Though thanks to Frank Capra’s classic Mr. Smith Goes to Washington they are enshrined in American popular culture, filibusters are not mentioned in the Constitution. The Senate can change its rules allowing them any time it wants as the advent of cloture rules requiring 60 votes to stop debate showed.

But the reason why filibusters survive in their current form is the stark knowledge that both parties know they are the only thing that allows minorities in the upper body to have a say in legislation. Without them, the Senate could function like the British House of Commons where a narrow majority can always shove any bill down the country’s throat. The filibuster is important because it is the perfect tool for an institution created by the Constitution specifically to act as a check on majority opinion and impulses.

Critics of the filibuster say it is a fundamentally undemocratic practice and they’re right about that. But the Senate is itself a body created to thwart democracy with small states getting a disproportionate voice in the nation’s affairs and six-year terms meant to stand in contrast to the more frequent election cycles that, at least in theory, keep the membership of the House of Representatives closer to public opinion.

But the main point here is that it was only a few years ago that Senate Republicans were in charge and it was the Democrats who used filibusters to stop George W. Bush’s nominations to the judiciary and even cabinet posts. As I noted in 2009, the New York Times endorsed filibusters as an essential tool that enabled liberals to thwart the GOP, but they changed their minds as soon as Democrats took back the Senate. Since then, Republicans have done their share of obstructionism, but it has been no worse than the Democratic mayhem wreaked on Bush administration plans. If Senate Democrats and the mainstream liberal media are up in arms about the use of the filibuster now, it is only because the dysfunction of Congress has become their main talking point about GOP beastliness, not because what Republicans are doing is any worse—or better—than what President Obama and his party were doing prior to his taking office.

Even more damning is the fact that the specific nominations that Reid has chosen to make his stand over are not typically anodyne confirmations. All of them are controversial not so much because of the individual nominees but because of the manner in which they were appointed or because the agency posts they seek to fill are in and of themselves points of partisan contention.

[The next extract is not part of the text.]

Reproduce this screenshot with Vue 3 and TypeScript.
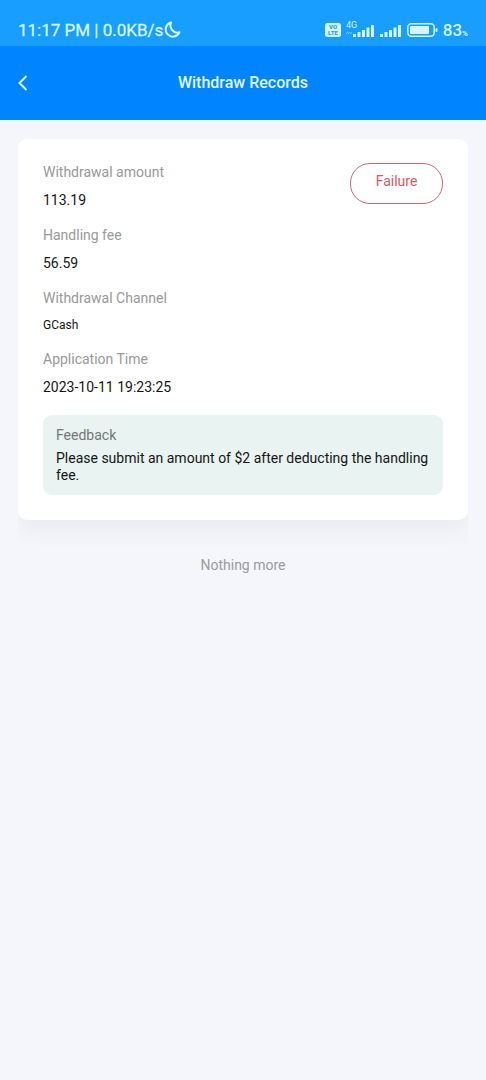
<script setup lang="ts">
interface Field {
  label: string
  value: string
  small?: boolean
}

const fields: Field[] = [
  { label: 'Withdrawal amount', value: '113.19' },
  { label: 'Handling fee', value: '56.59' },
  { label: 'Withdrawal Channel', value: 'GCash', small: true },
  { label: 'Application Time', value: '2023-10-11 19:23:25' },
]
</script>

<template>
  <div class="page">
    <div class="status">
      <div class="status-left">
        <span>11:17 PM | 0.0KB/s</span>
        <svg class="moon" width="18" height="18" viewBox="0 0 18 18" aria-hidden="true">
          <path d="M8 1.500A7.200 7.200 0 1 0 16.500 11.200C14 12.200 11.500 11.500 9.800 9.800C7.800 7.800 6.800 4.500 8 1.500Z" />
        </svg>
      </div>
      <div class="status-right">
        <svg class="volte" width="16" height="14" viewBox="0 0 16 14" aria-hidden="true">
          <rect width="16" height="14" rx="2.5" />
          <text x="8" y="6.4" text-anchor="middle">VO</text>
          <text x="8" y="12.4" text-anchor="middle">LTE</text>
        </svg>
        <svg class="signal" width="29" height="20" viewBox="0 0 29 20" aria-hidden="true">
          <text x="0" y="8">4G</text>
          <path class="faint" d="M0 14l1.5-2 1.5 2M3.5 12l1.2 2 1.3-2" />
          <path d="M7 14h3v3h-3zM11.5 12h3v5h-3zM16 10h3v7h-3zM20.500 7.500h3v9.500h-3zM25 5h3v12h-3z" />
        </svg>
        <svg class="signal" width="22" height="20" viewBox="0 0 22 20" aria-hidden="true">
          <path d="M0 14h3v3h-3zM4.500 12h3v5h-3zM9 10h3v7h-3zM13.500 7.500h3v9.500h-3zM18 5h3v12h-3z" />
        </svg>
        <svg class="battery" width="31" height="14" viewBox="0 0 31 14" aria-hidden="true">
          <rect class="shell" x="0.800" y="0.800" width="26.400" height="12.400" rx="3.500" />
          <rect class="charge" x="3" y="3" width="19" height="8" rx="1" />
          <rect class="charge" x="28.500" y="5" width="2" height="4" rx="1" />
        </svg>
        <span class="percent">83<small>%</small></span>
      </div>
    </div>

    <header class="nav">
      <button class="back" type="button" aria-label="Back">
        <svg width="10" height="16" viewBox="0 0 10 16" aria-hidden="true">
          <path d="M8.500 1L1.500 8L8.500 15" />
        </svg>
      </button>
      <h1>Withdraw Records</h1>
    </header>

    <main>
      <div class="list">
        <article class="card">
          <div class="summary">
            <dl>
              <div v-for="field in fields" :key="field.label" class="field">
                <dt>{{ field.label }}</dt>
                <dd :class="{ small: field.small }">{{ field.value }}</dd>
              </div>
            </dl>
            <span class="state">Failure</span>
          </div>
          <section class="feedback">
            <h2>Feedback</h2>
            <p>Please submit an amount of $2 after deducting the handling fee.</p>
          </section>
        </article>
      </div>
      <p class="end">Nothing more</p>
    </main>
  </div>
</template>

<style>
body {
  background: #f4f6fb;
}
</style>

<style scoped>
.page {
  min-height: 100vh;
  background: #f4f6fb;
  font-family: Roboto, "Liberation Sans", sans-serif;
  font-size: 14px;
  line-height: 18px;
  color: #151515;
}

.status {
  display: flex;
  justify-content: space-between;
  align-items: center;
  box-sizing: border-box;
  height: 46px;
  padding: 13px 18px 0;
  background: #189eff;
  color: #d5f6ff;
  font-size: 17px;
}

.status-left,
.status-right {
  display: flex;
  align-items: center;
}

.status-left {
  -webkit-text-stroke: 0.3px currentColor;
}

.status-right {
  gap: 5px;
}

.moon {
  fill: none;
  stroke: #d5f6ff;
  stroke-width: 2;
  stroke-linejoin: round;
}

.volte rect {
  fill: #d5f6ff;
}

.volte text {
  fill: #189eff;
  font-size: 6px;
  font-weight: 900;
}

.signal {
  fill: #d5f6ff;
}

.signal text {
  font-size: 9px;
}

.faint {
  fill: none;
  stroke: #74c9ff;
}

.shell {
  fill: none;
  stroke: #d5f6ff;
  stroke-width: 1.5;
}

.charge {
  fill: #d5f6ff;
}

.percent {
  font-weight: 500;
}

.percent small {
  font-size: 8px;
  font-weight: 700;
  line-height: 8px;
}

.nav {
  display: grid;
  grid-template-columns: 46px 1fr 46px;
  align-items: center;
  height: 74px;
  background: #0084ff;
  color: #e2faff;
}

.nav h1 {
  margin: 0;
  font-size: 16px;
  font-weight: 500;
  text-align: center;
}

.back {
  display: flex;
  padding: 12px 18px;
  border: 0;
  background: none;
}

.back path {
  fill: none;
  stroke: #e2faff;
  stroke-width: 2;
}

main {
  padding: 0 18px;
}

.list {
  overflow: hidden;
  padding: 19px 0 32px;
}

.card {
  padding: 24px 25px 25px;
  border-radius: 9px;
  background: #fff;
  box-shadow: 0 12px 20px rgba(70, 60, 80, 0.05);
}

.summary {
  display: flex;
  justify-content: space-between;
  align-items: flex-start;
}

dl {
  display: grid;
  gap: 17px;
  margin: 0;
}

dt {
  margin-bottom: 10px;
  color: #999;
}

dd {
  margin: 0;
}

dd.small {
  font-size: 12px;
  line-height: 16px;
}

.state {
  box-sizing: border-box;
  min-width: 93px;
  padding: 8px 24px 13px;
  border: 1px solid #c9686e;
  border-radius: 20px;
  color: #d45b61;
  text-align: center;
}

.feedback {
  margin-top: 19px;
  padding: 12px 13px 11px;
  border-radius: 9px;
  background: #e9f3f2;
  line-height: 17px;
}

.feedback h2 {
  margin: 0 0 6px;
  color: #717776;
  font-size: 14px;
  font-weight: 400;
}

.feedback p {
  margin: 0;
}

.end {
  margin: 4px 0 0;
  color: #999ba0;
  text-align: center;
}
</style>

In particular, Republicans are on very firm ground in seeking to use the rules to stop President Obama’s nominations to the National Labor Relations Board. Four of Obama’s nominees to the NLRB are already serving since the president snuck them into their posts as recess appointments, something that was rightly opposed by the GOP as a power grab. The Supreme Court has accepted the case for review and may well rule that they should never have been appointed in this manner in the first place. The Senate should wait until that case is decided before going any further.

The GOP also has a strong case in opposing other nominations that Reid is seeking to use as a litmus test for the future of the filibuster. Virtually the entire Republican caucus has vowed not to confirm any appointment to the new Consumer Financial Protection Bureau until it is reformed in order to create a bipartisan leadership for it rather than having it led by a single political appointee.

While Democrats are eager to get these agencies functioning in a manner that will further their political agenda, these appointments are poor examples of the alleged plague of Republican-inspired dysfunction.

But above all, the key issue here is hypocrisy. As even the New York Times noted today, it was Senator Barack Obama who said the following about GOP threats of changes in the filibuster rules:

If they choose to change the rules and put an end to democratic debate, then the fighting, the bitterness, and the gridlock will only get worse.

The president was right about this issue then, even if he and his followers have attempted to throw that statement and the reasoning behind down the proverbial memory hole. One suspects that more than a few Democrats mindful of the fact that they might find themselves in the minority in 2015 or 2017 will remember that and prevent Reid from changing the rules.